How worried should policymakers and the public be?

That’s not a question the AMS set out to answer in its report. But climate scientists are, in general, quite concerned.

It’s difficult to know how significant the risk of the most extreme climate impacts are: Scientists have for decades warned that the world may be fumbling in the dark toward “tipping points” or very serious and snowballing changes in the Earth’s climate. 

One reason for that continued darkness is that the science on feedback loops — in which a system’s effects grow more extreme and unstable as it feeds its own decay — is uncertain. 

Some scientists argue that Earth systems are less sensitive than is often feared. A 2021 paper in Nature argued that the amount of warming sufficient to trigger tipping points can be exceeded without triggering immediate change of system state — provided warming is expeditiously brought back down.
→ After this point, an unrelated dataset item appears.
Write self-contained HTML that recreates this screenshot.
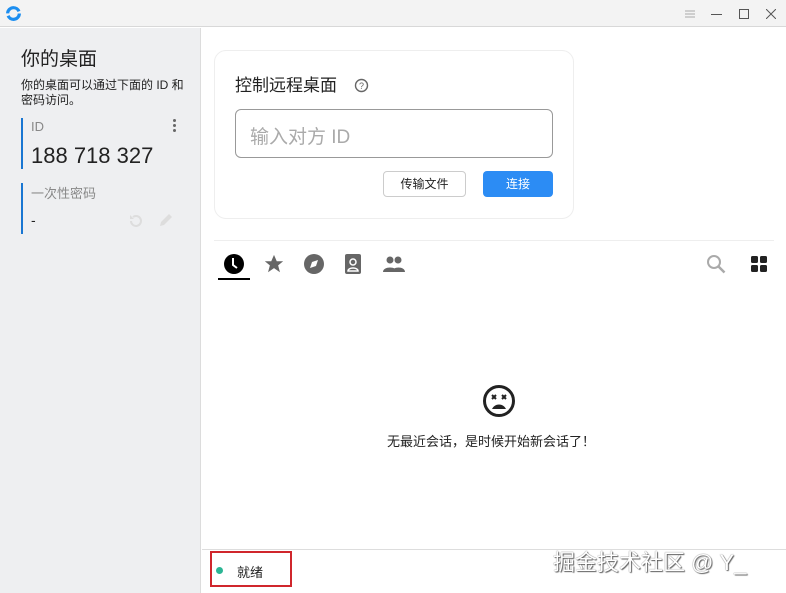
<!DOCTYPE html>
<html><head><meta charset="utf-8"><style>
*{margin:0;padding:0;box-sizing:border-box}
body{width:786px;height:593px;overflow:hidden;background:#fff;font-family:"Liberation Sans","Noto Sans CJK SC",sans-serif;position:relative;color:#222}
.abs{position:absolute}
</style></head><body>
<div class="abs" style="left:0;top:0;width:786px;height:27px;background:#f3f3f3;border-bottom:1px solid #d8d8d8"></div>
<svg class="abs" style="left:5px;top:5px" width="17" height="17" viewBox="0 0 16 16"><circle cx="8" cy="8" r="5.5" fill="none" stroke="#1c8ef0" stroke-width="3" stroke-dasharray="15 2.3"/></svg>
<svg class="abs" style="left:684px;top:8px" width="12" height="12"><path d="M1 3h10M1 6h10M1 9h10" stroke="#aaa" stroke-width="1"/></svg>
<div class="abs" style="left:711px;top:14px;width:11px;height:1px;background:#555"></div>
<div class="abs" style="left:739px;top:9px;width:10px;height:10px;border:1px solid #555"></div>
<svg class="abs" style="left:766px;top:9px" width="10" height="10"><path d="M0 0L10 10M10 0L0 10" stroke="#555" stroke-width="1"/></svg>

<div class="abs" style="left:0;top:28px;width:201px;height:565px;background:#eeeff1;border-right:1px solid #dcdcdc"></div>
<div class="abs" style="left:21px;top:44px;font-size:19px;color:#222">你的桌面</div>
<div class="abs" style="left:21px;top:78px;font-size:12px;line-height:15px;color:#222;width:175px">你的桌面可以通过下面的 ID 和<br>密码访问。</div>
<div class="abs" style="left:21px;top:118px;width:2px;height:51px;background:#1976d2"></div>
<div class="abs" style="left:31px;top:119px;font-size:13px;color:#888">ID</div>
<div class="abs" style="left:173px;top:119px;width:4px;font-size:0"><div style="width:3px;height:3px;background:#666;border-radius:50%;margin-bottom:2px"></div><div style="width:3px;height:3px;background:#666;border-radius:50%;margin-bottom:2px"></div><div style="width:3px;height:3px;background:#666;border-radius:50%"></div></div>
<div class="abs" style="left:31px;top:143px;font-size:22px;color:#222">188 718 327</div>
<div class="abs" style="left:21px;top:183px;width:2px;height:51px;background:#1976d2"></div>
<div class="abs" style="left:31px;top:183px;font-size:13px;color:#888">一次性密码</div>
<div class="abs" style="left:31px;top:212px;font-size:14px;color:#222">-</div>
<svg class="abs" style="left:127px;top:212px" width="18" height="18" viewBox="0 0 18 18"><path d="M4 9a5 5 0 1 0 2-4" fill="none" stroke="#ddd" stroke-width="2"/><path d="M3 3v4h4" fill="#ddd"/></svg>
<svg class="abs" style="left:157px;top:211px" width="18" height="18" viewBox="0 0 18 18"><path d="M3 15l1-4 8-8 3 3-8 8z" fill="#ddd"/></svg>

<div class="abs" style="left:214px;top:50px;width:360px;height:169px;border:1px solid #eee;border-radius:12px;background:#fff"></div>
<div class="abs" style="left:235px;top:71px;font-size:17px;color:#222">控制远程桌面</div>
<svg class="abs" style="left:354px;top:78px" width="15" height="15"><circle cx="7.5" cy="7.5" r="6" fill="none" stroke="#666" stroke-width="1.4"/><text x="7.5" y="11" font-size="9" text-anchor="middle" fill="#666" font-family="Liberation Sans">?</text></svg>
<div class="abs" style="left:235px;top:109px;width:318px;height:49px;border:1px solid #999;border-radius:6px"></div>
<div class="abs" style="left:250px;top:122px;font-size:19px;color:#aaa">输入对方 ID</div>
<div class="abs" style="left:383px;top:171px;width:83px;height:26px;border:1px solid #ccc;border-radius:4px;font-size:12px;text-align:center;line-height:24px">传输文件</div>
<div class="abs" style="left:483px;top:171px;width:70px;height:26px;background:#2c8cf4;border-radius:4px;font-size:12px;color:#fff;text-align:center;line-height:26px">连接</div>

<div class="abs" style="left:214px;top:240px;width:560px;height:1px;background:#eee"></div>
<svg class="abs" style="left:223px;top:253px" width="22" height="22" viewBox="0 0 22 22"><circle cx="11" cy="11" r="10" fill="#000"/><path d="M10 5v7l4 3" stroke="#fff" stroke-width="2" fill="none"/></svg>
<div class="abs" style="left:218px;top:278px;width:32px;height:2px;background:#000"></div>
<svg class="abs" style="left:263px;top:253px" width="22" height="22" viewBox="0 0 24 24"><path d="M12 2l3 7h7l-5.5 4.5 2 7.5L12 16.5 5.5 21l2-7.5L2 9h7z" fill="#666"/></svg>
<svg class="abs" style="left:303px;top:253px" width="22" height="22" viewBox="0 0 22 22"><circle cx="11" cy="11" r="10" fill="#666"/><path d="M15 7l-2 6-6 2 2-6z" fill="#fff"/></svg>
<svg class="abs" style="left:344px;top:253px" width="18" height="22" viewBox="0 0 18 22"><rect x="1" y="1" width="16" height="20" rx="2" fill="#666"/><circle cx="9" cy="9" r="3" fill="none" stroke="#fff" stroke-width="1.5"/><path d="M4 18c0-4 10-4 10 0z" fill="none" stroke="#fff" stroke-width="1.5"/></svg>
<svg class="abs" style="left:382px;top:255px" width="24" height="18" viewBox="0 0 24 18"><circle cx="8" cy="5" r="3.5" fill="#666"/><circle cx="16" cy="5" r="3.5" fill="#666"/><path d="M1 17c0-6 14-6 14 0zM10 17c0-6 13-6 13 0z" fill="#666"/></svg>
<svg class="abs" style="left:706px;top:254px" width="20" height="20" viewBox="0 0 20 20"><circle cx="8" cy="8" r="6" fill="none" stroke="#aaa" stroke-width="2"/><path d="M12.5 12.5l6 6" stroke="#aaa" stroke-width="2.5"/></svg>
<svg class="abs" style="left:751px;top:256px" width="16" height="16"><rect x="0" y="0" width="7" height="7" rx="1.5" fill="#222"/><rect x="9" y="0" width="7" height="7" rx="1.5" fill="#222"/><rect x="0" y="9" width="7" height="7" rx="1.5" fill="#222"/><rect x="9" y="9" width="7" height="7" rx="1.5" fill="#222"/></svg>

<svg class="abs" style="left:482px;top:384px" width="34" height="34" viewBox="0 0 34 34"><circle cx="17" cy="17" r="14.5" fill="none" stroke="#222" stroke-width="3"/><path d="M10 11l4 4M14 11l-4 4M20 11l4 4M24 11l-4 4" stroke="#222" stroke-width="2"/><path d="M10 25c3-6 11-6 14 0z" fill="#222"/></svg>
<div class="abs" style="left:387px;top:431px;font-size:13px;color:#222">无最近会话，是时候开始新会话了！</div>

<div class="abs" style="left:202px;top:549px;width:584px;height:1px;background:#ddd"></div>
<div class="abs" style="left:210px;top:551px;width:82px;height:36px;border:2px solid #d0262c"></div>
<div class="abs" style="left:216px;top:567px;width:7px;height:7px;border-radius:50%;background:#2bb594"></div>
<div class="abs" style="left:237px;top:562px;font-size:13px;color:#222">就绪</div>
<div class="abs" style="left:553px;top:545px;font-size:22px;color:#fff;text-shadow:0 0 1px #444,1px 1px 1px #666">掘金技术社区 @ Y_</div>
</body></html>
Even if so, other evidence suggested that the danger zone may already be here. A 2022 paper in Science found that tipping points for 12 key Earth systems could be reached at warming rates of 1.5 degrees Celsius, which Hansen argued the Earth could hit by 2030 — and that hitting several such points was possible even at current levels of warming.

Still others have pointed to potentially positive tipping points for human society. A 2020 paper in Proceedings of the National Academy of Sciences pointed to the possibility for a “social tipping point,” or a possibility for rapid and self-reinforcing change in human society, reflected in an exponential change in human energy use — a shift that is arguably happening now with the increased use of renewables and potential peak in the use of fossil fuels.

Last year, when more than a dozen scientists, including Hansen, predicted the Earth was on track to pass the climate red line by midcentury, they argued that the problem is urgent, necessitating a rapid “return to Holocene-level global temperature.” 

Achieving such a return, they argued, would require more cooperation between East and West in a way that would allow the Global South to use the Earth’s remaining carbon budget to develop a global price on carbon emissions and — most controversially — some amount of solar geoengineering to combat the increase in solar heat as shipping and coal production are cleaned up.

In the political disorder of a heating world, the scientists identified a chance for a change.

“Current political crises present an opportunity for reset,” they argued, “especially if young people can grasp their situation.”